Das Bild, das entstand, ist relativ eindeutig. Kambodscha hat v.a. durch die Textilindustrie in den letzten zehn Jahren wirtschaftlich ein starkes Standbein erhalten. Diese Industrie bietet zwar Arbeitsplätze, doch für viele reicht der Lohn nicht für die Deckung der Grundbedürfnisse. Die Regierung möchte daher vermehrt Arbeitsplätze mit höherer Wertschöpfung und höheren Löhnen schaffen. Aus- und Weiterbildung spielt dabei eine grosse Rolle. Entsprechend willkommen ist die Ausrichtung des LED auf Berufsbildung. Wir werden uns auf bestimmte Themen konzentrieren, aktuell haben wir dafür die beiden Themenbereiche IT/Digitalisierung sowie Umwelt (erneuerbare Energien, Energieeffizienz etc) im Blick. Hier können wir meiner Ansicht nach einen wertvollen Beitrag leisten.

 

Wie gestaltet sich der Dialog mit den Ämtern? Wer ist denn für Berufsbildung zuständig?
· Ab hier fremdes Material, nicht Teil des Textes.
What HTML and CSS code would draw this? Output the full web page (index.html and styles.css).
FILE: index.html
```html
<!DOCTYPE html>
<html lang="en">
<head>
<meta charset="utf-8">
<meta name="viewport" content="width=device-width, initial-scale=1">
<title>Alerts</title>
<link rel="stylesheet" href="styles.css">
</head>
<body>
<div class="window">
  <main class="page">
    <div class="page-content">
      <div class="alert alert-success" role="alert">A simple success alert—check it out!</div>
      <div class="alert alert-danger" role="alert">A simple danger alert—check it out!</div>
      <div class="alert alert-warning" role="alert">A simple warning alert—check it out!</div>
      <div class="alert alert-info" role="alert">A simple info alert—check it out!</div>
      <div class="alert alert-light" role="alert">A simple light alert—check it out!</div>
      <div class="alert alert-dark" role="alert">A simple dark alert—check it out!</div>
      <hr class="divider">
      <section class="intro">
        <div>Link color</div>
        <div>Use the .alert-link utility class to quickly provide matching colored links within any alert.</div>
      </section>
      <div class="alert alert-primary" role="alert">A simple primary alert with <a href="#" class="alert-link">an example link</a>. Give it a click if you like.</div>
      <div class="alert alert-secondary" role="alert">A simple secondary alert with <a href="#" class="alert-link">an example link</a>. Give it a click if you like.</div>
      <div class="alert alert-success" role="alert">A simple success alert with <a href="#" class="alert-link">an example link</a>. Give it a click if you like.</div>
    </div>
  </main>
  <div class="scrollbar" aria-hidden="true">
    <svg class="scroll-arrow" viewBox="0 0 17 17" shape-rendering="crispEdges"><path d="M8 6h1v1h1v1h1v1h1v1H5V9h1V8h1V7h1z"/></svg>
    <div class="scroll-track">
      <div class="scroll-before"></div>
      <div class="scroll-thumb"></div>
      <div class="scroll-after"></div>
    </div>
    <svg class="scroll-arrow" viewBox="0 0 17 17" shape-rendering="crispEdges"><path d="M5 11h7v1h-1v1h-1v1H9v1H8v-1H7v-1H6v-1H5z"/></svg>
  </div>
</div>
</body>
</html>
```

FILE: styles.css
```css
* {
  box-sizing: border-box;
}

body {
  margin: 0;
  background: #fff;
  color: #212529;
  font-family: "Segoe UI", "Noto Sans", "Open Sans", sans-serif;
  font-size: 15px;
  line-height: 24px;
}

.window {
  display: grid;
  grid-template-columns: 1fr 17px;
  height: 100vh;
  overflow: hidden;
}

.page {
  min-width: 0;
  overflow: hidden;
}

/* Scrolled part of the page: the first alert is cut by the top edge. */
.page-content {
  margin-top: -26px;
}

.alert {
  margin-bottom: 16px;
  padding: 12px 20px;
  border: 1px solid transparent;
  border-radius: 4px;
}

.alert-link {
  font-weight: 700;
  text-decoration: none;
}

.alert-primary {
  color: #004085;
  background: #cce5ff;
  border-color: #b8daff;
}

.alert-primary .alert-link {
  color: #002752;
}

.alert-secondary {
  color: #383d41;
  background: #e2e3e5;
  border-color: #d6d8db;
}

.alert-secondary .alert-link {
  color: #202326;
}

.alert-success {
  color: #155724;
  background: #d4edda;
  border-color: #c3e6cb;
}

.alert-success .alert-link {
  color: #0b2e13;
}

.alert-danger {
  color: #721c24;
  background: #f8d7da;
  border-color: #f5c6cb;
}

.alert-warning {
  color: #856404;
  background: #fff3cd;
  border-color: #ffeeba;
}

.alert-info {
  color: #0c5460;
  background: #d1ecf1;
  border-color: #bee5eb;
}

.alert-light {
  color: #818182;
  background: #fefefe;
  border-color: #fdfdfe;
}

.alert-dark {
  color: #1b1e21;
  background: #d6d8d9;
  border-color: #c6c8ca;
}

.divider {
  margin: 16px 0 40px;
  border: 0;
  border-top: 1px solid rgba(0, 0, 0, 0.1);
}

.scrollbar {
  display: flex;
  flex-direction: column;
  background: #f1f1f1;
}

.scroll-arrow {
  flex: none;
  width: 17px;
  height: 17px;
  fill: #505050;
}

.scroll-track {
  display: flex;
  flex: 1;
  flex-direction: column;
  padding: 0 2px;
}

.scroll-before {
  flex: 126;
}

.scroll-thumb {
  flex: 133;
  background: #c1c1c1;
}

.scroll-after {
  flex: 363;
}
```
Anfangs war das etwas umständlicher als ich mir das von der Republik Moldau her gewohnt war. In Moldau war es sehr leicht, z.B. mit dem Berufsbildungsdepartment in Verbindung zu treten. Kambodscha ist viel grösser - entsprechend komplexer sind die staatlichen Strukturen. Zudem gibt es kulturelle Unterschiede. Hierarchien sind hier um einiges wichtiger. Da lernen wir noch. Mittlerweile habe ich guten Kontakt, sowohl zum Bildungsministerium als auch zum Arbeitsministerium, welches die Führung in der Berufsbildung innehat. Den Überblick über die Berufsbildung zu behalten ist anspruchsvoll, denn nicht weniger als 14 Ministerien unterhalten eigene Strukturen, die mit Berufsbildung zu tun haben. Das Berufsbildungsdepartement des Arbeitsministeriums ist mit einem entsprechend grossen Koordinationsaufwand konfrontiert. Das müssen wir in unserer Arbeit berücksichtigen.

 

Gibt es schon bald erste Projektunterstützungen in Kambodscha?
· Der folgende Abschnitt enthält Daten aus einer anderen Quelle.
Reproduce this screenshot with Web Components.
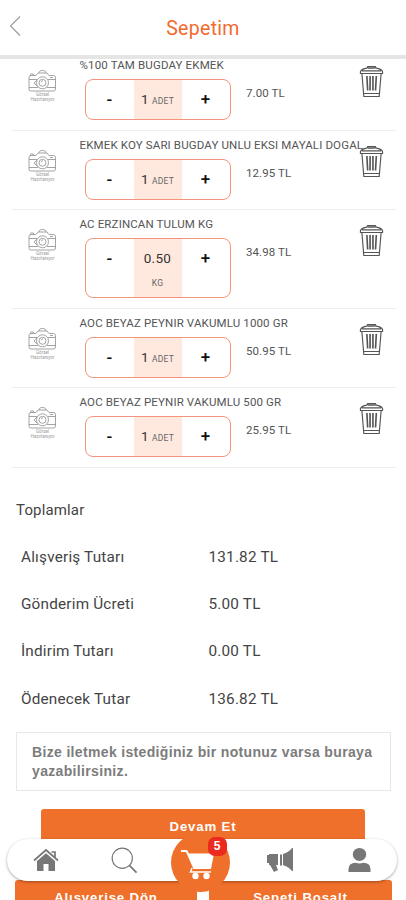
<!DOCTYPE html>
<html lang="tr">
<head>
<meta charset="utf-8">
<meta name="viewport" content="width=device-width, initial-scale=1">
<title>Sepetim</title>
<style>
  body {
    margin: 0;
    background: #fff;
    font-family: Roboto, "Liberation Sans", sans-serif;
    color: #444;
  }
</style>
</head>
<body>
<cart-page>
  <page-header slot="header">Sepetim</page-header>
  <cart-item name="%100 TAM BUGDAY EKMEK" amount="1" unit="ADET" price="7.00 TL"></cart-item>
  <cart-item name="EKMEK KOY SARI BUGDAY UNLU EKSI MAYALI DOGAL" amount="1" unit="ADET" price="12.95 TL"></cart-item>
  <cart-item name="AC ERZINCAN TULUM KG" amount="0.50" unit="KG" price="34.98 TL"></cart-item>
  <cart-item name="AOC BEYAZ PEYNIR VAKUMLU 1000 GR" amount="1" unit="ADET" price="50.95 TL"></cart-item>
  <cart-item name="AOC BEYAZ PEYNIR VAKUMLU 500 GR" amount="1" unit="ADET" price="25.95 TL"></cart-item>
  <cart-totals slot="totals">
    <span slot="title">Toplamlar</span>
    <total-row label="Alışveriş Tutarı">131.82 TL</total-row>
    <total-row label="Gönderim Ücreti">5.00 TL</total-row>
    <total-row label="İndirim Tutarı">0.00 TL</total-row>
    <total-row label="Ödenecek Tutar">136.82 TL</total-row>
  </cart-totals>
  <note-box slot="actions">Bize iletmek istediğiniz bir notunuz varsa buraya yazabilirsiniz.</note-box>
  <action-button slot="actions" class="main">Devam Et</action-button>
  <action-button slot="secondary">Alışverişe Dön</action-button>
  <action-button slot="secondary">Sepeti Boşalt</action-button>
  <tab-bar slot="nav" count="5"></tab-bar>
</cart-page>

<script>
class BaseElement extends HTMLElement {
  constructor() {
    super();
    this.attachShadow({mode: 'open'});
  }

  connectedCallback() {
    this.shadowRoot.innerHTML = `<style>${this.style_}</style>${this.template}`;
  }
}

class CartPage extends BaseElement {
  get style_() {
    return `
      :host {
        display: flex;
        flex-direction: column;
        position: relative;
        height: 900px;
        overflow: hidden;
      }
      .items { padding: 0 10px 0 12px; margin-top: -8px; }
      .actions { display: flex; flex-direction: column; padding: 0 15px 0 16px; }
      .actions ::slotted(.main) { margin: 18px 26px 0 25px; }
      .secondary {
        display: grid;
        grid-template-columns: 182px 183px;
        gap: 12px;
        margin: 35px 0 0 15px;
      }
    `;
  }

  get template() {
    return `
      <slot name="header"></slot>
      <div class="items"><slot></slot></div>
      <slot name="totals"></slot>
      <div class="actions"><slot name="actions"></slot></div>
      <div class="secondary"><slot name="secondary"></slot></div>
      <slot name="nav"></slot>
    `;
  }
}

class PageHeader extends BaseElement {
  get style_() {
    return `
      :host {
        display: grid;
        grid-template-columns: 40px 1fr 40px;
        flex: none;
        height: 59px;
        box-sizing: border-box;
        border-bottom: 4px solid #e5e5e5;
        background: #fff;
        position: relative;
        z-index: 1;
      }
      svg { margin: 15px 0 0 9px; }
      h1 {
        margin: 0;
        text-align: center;
        font-size: 19.5px;
        font-weight: 400;
        line-height: 57px;
        letter-spacing: 0.3px;
        color: #f26a2e;
      }
    `;
  }

  get template() {
    return `
      <svg width="13" height="22" viewBox="0 0 13 22"><path d="M11 1.5 1.5 11 11 20.5" fill="none" stroke="#999" stroke-width="1.1"/></svg>
      <h1><slot></slot></h1>
    `;
  }
}

class QuantityStepper extends BaseElement {
  get style_() {
    return `
      :host {
        display: grid;
        grid-template-columns: 1fr 48px 1fr;
        box-sizing: border-box;
        width: 146px;
        height: 41px;
        border: 1px solid #f2957c;
        border-radius: 8px;
        overflow: hidden;
        line-height: 39px;
        text-align: center;
      }
      :host([unit="KG"]) { height: 60px; }
      b { font-size: 17px; color: #111; font-weight: 500; }
      .value {
        background: #ffe9df;
        font-size: 13.5px;
        line-height: 38px;
        color: #333;
        white-space: nowrap;
      }
      .value small { font-size: 8.5px; color: #666; letter-spacing: 0.2px; }
      :host([unit="KG"]) .value { letter-spacing: 0.3px; }
      :host([unit="KG"]) small { display: block; line-height: 12px; }
    `;
  }

  get template() {
    return `
      <b>-</b>
      <div class="value">${this.getAttribute('amount')} <small>${this.getAttribute('unit')}</small></div>
      <b>+</b>
    `;
  }
}

class CartItem extends BaseElement {
  get style_() {
    return `
      :host {
        display: grid;
        grid-template-columns: 67.5px 166.5px 1fr 37px;
        box-sizing: border-box;
        height: 79.5px;
        border-bottom: 1px solid #eee;
      }
      :host([unit="KG"]) { height: 98.5px; }
      .photo { padding: 18px 0 0 15px; }
      .info { white-space: nowrap; }
      .name {
        font-size: 11.5px;
        line-height: 14px;
        margin: 7px 0 7px;
        color: #555;
        letter-spacing: 0.14px;
      }
      quantity-stepper { margin-left: 5px; }
      .price { font-size: 11.5px; line-height: 14px; padding-top: 35px; color: #555; letter-spacing: 0.08px; }
      .trash { padding: 14px 0 0 0; }
      svg { display: block; }
    `;
  }

  get template() {
    return `
      <div class="photo">
        <svg width="31" height="35" viewBox="0 0 31 35" fill="none" stroke="#999" stroke-width=".9">
          <path d="M3 6.5h6l2-2.5h1c0-1.5 1-2.5 3.5-2.5s3.5 1 3.5 2.5h1l2 2.5h4.5q2 0 2 2v11.5q0 2-2 2H4q-2 0-2-2V8.5q0-2 2-2zM3.5 5.5V5h3v1M2 10.5h8M21 10.5h7.5M2 18.5h9M20 18.5h8.5M12 4h7M23 8.5h3"/>
          <circle cx="15.5" cy="13.8" r="6"/>
          <circle cx="15.5" cy="13.8" r="3.5"/>
          <path d="m7 14 3-3M7 14l3 3M14 13l2-1.5"/>
          <text x="15.5" y="27" text-anchor="middle" font-size="4.5" fill="#999" stroke="none">Görsel</text>
          <text x="15.5" y="31.5" text-anchor="middle" font-size="4.5" fill="#999" stroke="none">Hazırlanıyor</text>
        </svg>
      </div>
      <div class="info">
        <div class="name">${this.getAttribute('name')}</div>
        <quantity-stepper amount="${this.getAttribute('amount')}" unit="${this.getAttribute('unit')}"></quantity-stepper>
      </div>
      <div class="price">${this.getAttribute('price')}</div>
      <div class="trash">
        <svg width="25" height="34" viewBox="0 0 26 34" preserveAspectRatio="none" fill="none" stroke="#555" stroke-width="1.2">
          <path d="M1.5 8.5V6.5Q3 4 8 3.2L9 1.6h8l1 1.6q5 .8 6.5 3.3v2zM3 5.8h20M9 3.2h8"/>
          <path d="m3 8.5 2 23h16l2-23M5 28.5h16"/>
          <path d="m8.2 11 .8 14.500M11.5 11v14.500M14.5 11v14.500M18 11l-.8 14.500" stroke-width="1.7"/>
        </svg>
      </div>
    `;
  }
}

class CartTotals extends BaseElement {
  get style_() {
    return `
      :host { display: block; padding: 32px 16px 10px; flex: none; }
      .title { font-size: 15px; line-height: 20px; letter-spacing: 0.15px; margin-bottom: 13.5px; }
    `;
  }

  get template() {
    return `
      <div class="title"><slot name="title"></slot></div>
      <slot></slot>
    `;
  }
}

class TotalRow extends BaseElement {
  get style_() {
    return `
      :host {
        display: grid;
        grid-template-columns: 187.5px 1fr;
        padding-left: 5px;
        height: 47.3px;
        align-items: center;
        font-size: 15.3px;
        letter-spacing: 0.2px;
        color: #444;
      }
    `;
  }

  get template() {
    return `<span>${this.getAttribute('label')}</span><span><slot></slot></span>`;
  }
}

class NoteBox extends BaseElement {
  get style_() {
    return `
      :host {
        display: block;
        box-sizing: border-box;
        height: 59px;
        padding: 9.5px 14px 0 15px;
        border: 1px solid #e8e8e8;
        font: bold 14px/19px "Liberation Sans", sans-serif;
        letter-spacing: 0.34px;
        color: #7c7c7c;
      }
    `;
  }

  get template() {
    return `<slot></slot>`;
  }
}

class ActionButton extends BaseElement {
  get style_() {
    return `
      :host {
        display: block;
        height: 36px;
        border-radius: 3px;
        background: #ef702b;
        color: #fff;
        font: bold 13.2px/36px "Liberation Sans", sans-serif;
        letter-spacing: 0.85px;
        text-align: center;
      }
    `;
  }

  get template() {
    return `<slot></slot>`;
  }
}

class TabBar extends BaseElement {
  get style_() {
    return `
      :host {
        position: absolute;
        left: 7px;
        top: 839px;
        width: 390px;
        height: 42px;
        border-radius: 21px;
        background: #fff;
        box-shadow: 0 1px 3px rgba(0, 0, 0, .35);
        display: grid;
        grid-template-columns: 78px 78px 74px 86px 72px;
        align-items: center;
        justify-items: center;
      }
      .cart {
        width: 59px;
        height: 59px;
        border-radius: 50%;
        background: #ef702b;
        position: relative;
        margin: -10px 0 -14px;
      }
      .cart svg { margin: 16px 0 0 9px; }
      .badge {
        position: absolute;
        right: 3px;
        top: 4px;
        width: 19px;
        height: 19px;
        border-radius: 7px;
        background: #eb2a20;
        color: #fff;
        font: bold 12px/19px "Liberation Sans", sans-serif;
        text-align: center;
      }
      svg { display: block; }
    `;
  }

  get template() {
    return `
      <svg width="26" height="26" viewBox="0 0 26 26" fill="#777">
        <path d="m13 6.2 9 7.8v10h-6.5v-7h-5v7H4V14z"/>
        <path d="M1 13.5 13 3l12 10.5M18.5 5H22v5.5" fill="none" stroke="#777" stroke-width="1.7"/>
      </svg>
      <svg width="27" height="27" viewBox="0 0 28 28" fill="none" stroke="#777">
        <circle cx="11.7" cy="11.7" r="10.5" stroke-width="1.2"/>
        <path d="m19 19 7.5 7.5" stroke-width="1.8"/>
      </svg>
      <div class="cart">
        <svg width="36" height="32" viewBox="0 0 36 32" fill="#fff">
          <path d="M1 1h6l2 3.5h25L31 20H13.5L6 3H1z"/>
          <path d="m12 19-1.5 4H31" fill="none" stroke="#fff" stroke-width="1.5"/>
          <circle cx="15.5" cy="27" r="3.2"/>
          <circle cx="26.5" cy="27" r="3.2"/>
        </svg>
        <span class="badge">${this.getAttribute('count')}</span>
      </div>
      <svg width="28" height="26" viewBox="0 0 28 26" fill="#777">
        <path d="M1 8h2V7h9v11h-2l2 5-4 2-4-7H3v-2H1zM14 7.5h2v11h-2zM17 7q6-2 9-6h1v23h-1q-3-4-9-6z"/>
      </svg>
      <svg width="23" height="26" viewBox="0 0 24 28" preserveAspectRatio="none" fill="#777">
        <circle cx="12" cy="8" r="7"/>
        <path d="M.5 27v-3q0-7 7.5-7 4 1.5 8 0 7.5 0 7.5 7v3z"/>
      </svg>
    `;
  }
}

customElements.define('cart-page', CartPage);
customElements.define('page-header', PageHeader);
customElements.define('quantity-stepper', QuantityStepper);
customElements.define('cart-item', CartItem);
customElements.define('cart-totals', CartTotals);
customElements.define('total-row', TotalRow);
customElements.define('note-box', NoteBox);
customElements.define('action-button', ActionButton);
customElements.define('tab-bar', TabBar);
</script>
</body>
</html>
Ich bin bereits im Gespräch sowohl mit dem Bildungs- als auch mit dem Arbeitsministerium zu einigen Projektideen. Die Arbeit läuft und erste Vorschläge sind demnächst spruchreif.  Bald werden sie unserem Stiftungsrat vorgelegt. Sobald erste Projekte genehmigt sind, berichte ich gerne mehr.